Hello hello ! I have to create partitions from an API witch basically return what should be in the partition, and launch an ETL with this partitions every days. Until now, I was building partition using PartitionedConfig with partition_fn param. Then, I build a config, using PartitionedConfig, and configure my job with this.
def get_partitions(current_time):
	return build_partitions_from_api(call_api())

partition_definition = DynamicPartitionsDefinition(get_partitions)

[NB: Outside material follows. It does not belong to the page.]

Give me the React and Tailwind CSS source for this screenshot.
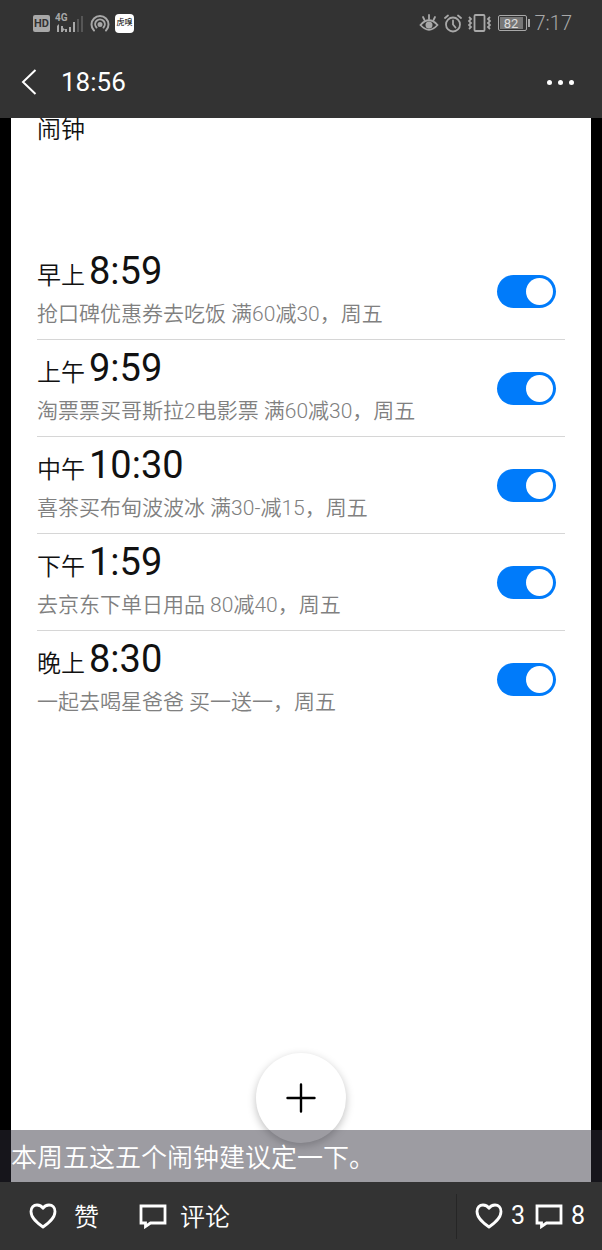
const alarms = [
  { period: "早上", time: "8:59", note: "抢口碑优惠券去吃饭 满60减30，周五" },
  { period: "上午", time: "9:59", note: "淘票票买哥斯拉2电影票 满60减30，周五" },
  { period: "中午", time: "10:30", note: "喜茶买布甸波波冰 满30-减15，周五" },
  { period: "下午", time: "1:59", note: "去京东下单日用品 80减40，周五" },
  { period: "晚上", time: "8:30", note: "一起去喝星爸爸 买一送一，周五" },
];

function StatusBar() {
  return (
    <div className="flex h-[46px] items-center justify-between pr-[30px] pl-[33px] text-[#a8a8a8]">
      <div className="flex items-center">
        <span className="flex h-[17px] w-[17px] items-center justify-center rounded-[2px] bg-[#a8a8a8] text-[11px] leading-none font-bold text-[#333333]">
          HD
        </span>
        <svg className="ml-[5px]" width="29" height="20" viewBox="0 0 29 20" fill="currentColor" aria-hidden="true">
          <text x="0" y="8" fontSize="10" fontWeight="700" fontFamily="Roboto, sans-serif">4G</text>
          <path d="M2 13l2-2v8H2zM6 13h2v2l2 1.5L8 18v1H6zM10 16h2v3h-2zM14 14h2v5h-2zM18 9h2v10h-2z" />
          <path d="M22 6h2v13h-2zM26 3h2v16h-2z" opacity="0.3" />
        </svg>
        <svg className="ml-[6px]" width="20" height="19" viewBox="0 0 20 19" fill="none" stroke="currentColor" strokeWidth="2" strokeLinecap="round" aria-hidden="true">
          <path d="M4 16.500A8.500 8.500 0 1 1 16 16.500" />
          <path d="M6.500 13.500A4.800 4.800 0 1 1 13.500 13.500" />
          <circle cx="10" cy="10.500" r="1.500" fill="currentColor" />
        </svg>
        <span className="ml-[5px] flex h-[19px] w-[19px] items-center justify-center rounded-[4px] bg-white text-[8px] leading-none font-normal whitespace-nowrap text-black">
          虎嗅
        </span>
      </div>
      <div className="flex items-center">
        <svg width="20" height="18" viewBox="0 0 20 18" fill="none" stroke="currentColor" strokeWidth="1.800" strokeLinecap="round" aria-hidden="true">
          <path d="M1.500 11Q10 1.500 18.500 11 10 20.500 1.500 11z" />
          <circle cx="10" cy="11" r="2.600" fill="currentColor" />
          <path d="M10 1v4M4 3l1.500 3M16 3l-1.500 3" />
        </svg>
        <svg className="ml-[5px]" width="18" height="19" viewBox="0 0 18 19" fill="none" stroke="currentColor" strokeWidth="1.800" strokeLinecap="round" aria-hidden="true">
          <circle cx="9" cy="10.500" r="7" />
          <path d="M9 6.500v4l2.500 3M1 4l3-2.500M17 4l-3-2.500" />
        </svg>
        <svg className="ml-[6px]" width="23" height="18" viewBox="0 0 23 18" fill="none" stroke="currentColor" strokeWidth="1.800" aria-hidden="true">
          <rect x="6.500" y="1" width="10" height="16" rx="1" />
          <path d="M1 3l2 2-2 2 2 2-2 2 2 2-2 2M22 3l-2 2 2 2-2 2 2 2-2 2 2 2" />
        </svg>
        <span className="ml-[7px] flex h-[16px] w-[29px] items-center rounded-[2px] border border-[#a8a8a8] p-[1px]">
          <span className="flex h-full w-[23px] items-center justify-center bg-[#777777] text-[13px] leading-none font-normal text-[#dddddd]">
            82
          </span>
        </span>
        <span className="ml-[1px] h-[8px] w-[2px] bg-[#a8a8a8]" />
        <span className="ml-[5px] text-[20px] leading-[20px]">7:17</span>
      </div>
    </div>
  );
}

function Heart() {
  return (
    <svg width="28" height="26" viewBox="0 0 28 26" fill="none" stroke="currentColor" strokeWidth="2.800" strokeLinejoin="round" aria-hidden="true">
      <path d="M14 24C9 20.500 2 15.500 2 8.500 2 4.500 4.500 2 8 2c2.800 0 4.800 1.200 6 3.200C15.200 3.200 17.200 2 20 2c3.500 0 6 2.500 6 6.500C26 15.500 19 20.500 14 24z" />
    </svg>
  );
}

function Bubble() {
  return (
    <svg width="28" height="25" viewBox="0 0 28 25" fill="none" stroke="currentColor" strokeWidth="2.800" strokeLinejoin="miter" aria-hidden="true">
      <path d="M2 2h24v17H11.500L6.500 22.500V19H2z" />
    </svg>
  );
}

function AlarmRow({ period, time, note }) {
  const id = `alarm-${time}`;
  return (
    <li className="flex h-[97px] items-center justify-between border-b border-[#d6d6d6] pr-[9px] last:border-transparent">
      <label htmlFor={id} className="flex flex-col pb-[3px]">
        <span className="flex items-baseline gap-[4px] text-[#111111]">
          <span className="text-[24px] leading-[40px]">{period}</span>
          <span className="text-[38px] leading-[40px] font-normal">{time}</span>
        </span>
        <span className="mt-[3px] text-[21px] leading-[30px] whitespace-nowrap text-[#808080]">{note}</span>
      </label>
      <input
        id={id}
        type="checkbox"
        role="switch"
        defaultChecked
        className="flex h-[33px] w-[59px] shrink-0 appearance-none items-center rounded-full bg-[#c8c8c8] px-[3px] before:h-[27px] before:w-[27px] before:rounded-full before:bg-white checked:justify-end checked:bg-[#007bfa]"
      />
    </li>
  );
}

export default function App() {
  return (
    <div className="flex min-h-screen flex-col bg-black font-[Roboto,'Noto_Sans_CJK_SC',sans-serif] font-[350]">
      <header className="bg-[#333333]">
        <StatusBar />
        <div className="flex h-[72px] items-center justify-between pr-[28px] pl-[20px] text-white">
          <div className="flex items-center gap-[22px]">
            <button type="button" aria-label="返回">
              <svg width="19" height="26" viewBox="0 0 19 26" fill="none" stroke="currentColor" strokeWidth="2" aria-hidden="true">
                <path d="M15.500 1L3 13l12.500 12" />
              </svg>
            </button>
            <h1 className="text-[26px] leading-[32px] font-normal">18:56</h1>
          </div>
          <button type="button" aria-label="更多" className="flex gap-[6px]">
            <span className="h-[5px] w-[5px] rounded-full bg-white" />
            <span className="h-[5px] w-[5px] rounded-full bg-white" />
            <span className="h-[5px] w-[5px] rounded-full bg-white" />
          </button>
        </div>
      </header>

      <main className="relative flex flex-1 flex-col px-[11px]">
        <div className="flex-1 bg-white px-[26px] pb-[180px]">
          <h2 className="h-[125px] text-[24px] leading-[24px] font-[350] text-[#111111]">闹钟</h2>
          <ul>
            {alarms.map((alarm) => (
              <AlarmRow key={alarm.time} {...alarm} />
            ))}
          </ul>
        </div>
        <button
          type="button"
          aria-label="添加闹钟"
          className="absolute bottom-[39px] left-1/2 flex h-[90px] w-[90px] -translate-x-1/2 items-center justify-center rounded-full bg-white text-black shadow-[0_3px_8px_rgba(0,0,0,0.25)]"
        >
          <svg width="30" height="30" viewBox="0 0 30 30" fill="none" stroke="currentColor" strokeWidth="2.400" strokeLinecap="round" aria-hidden="true">
            <path d="M15 1.500v27M1.500 15h27" />
          </svg>
        </button>
        <p className="absolute inset-x-0 bottom-0 h-[52px] bg-[#2f2d3a]/47 px-[11px] text-[26px] leading-[56px] text-white">
          本周五这五个闹钟建议定一下。
        </p>
      </main>

      <footer className="flex h-[68px] items-center justify-between bg-[#333333] pr-[17px] pl-[29px] text-[25px] text-white">
        <div className="flex items-center gap-[40px]">
          <button type="button" className="flex items-center gap-[17px]">
            <Heart />
            <span className="pt-[4px]">赞</span>
          </button>
          <button type="button" className="flex items-center gap-[13px]">
            <Bubble />
            <span className="pt-[4px]">评论</span>
          </button>
        </div>
        <div className="flex h-[45px] items-center gap-[10px] border-l border-[#262626] pl-[18px] font-normal">
          <span className="flex items-center gap-[8px]">
            <Heart />3
          </span>
          <span className="flex items-center gap-[8px]">
            <Bubble />8
          </span>
        </div>
      </footer>
    </div>
  );
}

def get_run_config_for_partition(partition):
	build_config(blah blah)

partitioned_config = PartitionedConfig(partition_definition, get_run_config_for_partition)

def my_etl():
	blah blah
I see severals problems : - API is called too often - I use a configured job. I would prefer use partition_def My second solution is : Use a DynamicPartitionsDefinition with a name, and create an asset that add a partition with context.instance.add_dynamic_partitions() Then, I can add a schedule that materialize this asset and run my job. Is there a better solution?
Yes. But I dont want just a time partition. My API return more complex data as a list of configs with dates range and more. I want to query the API every days only to see if partitions have changed, but be able to run backfill on a specific configuration.
then dynamic partition would be better. similar to how i approach my problem in the other thread. i have s3 files that come in randomly, and i'm dynamically partitioning them based on s3 key
so using
allows me to keep track if the partition has been processed or not
Hi Cedric, +1 to using dynamic partitions. One possible way you could structure your code is to have a sensor or a schedule that adds the dynamic partition, then kicks off a partitioned run accordingly.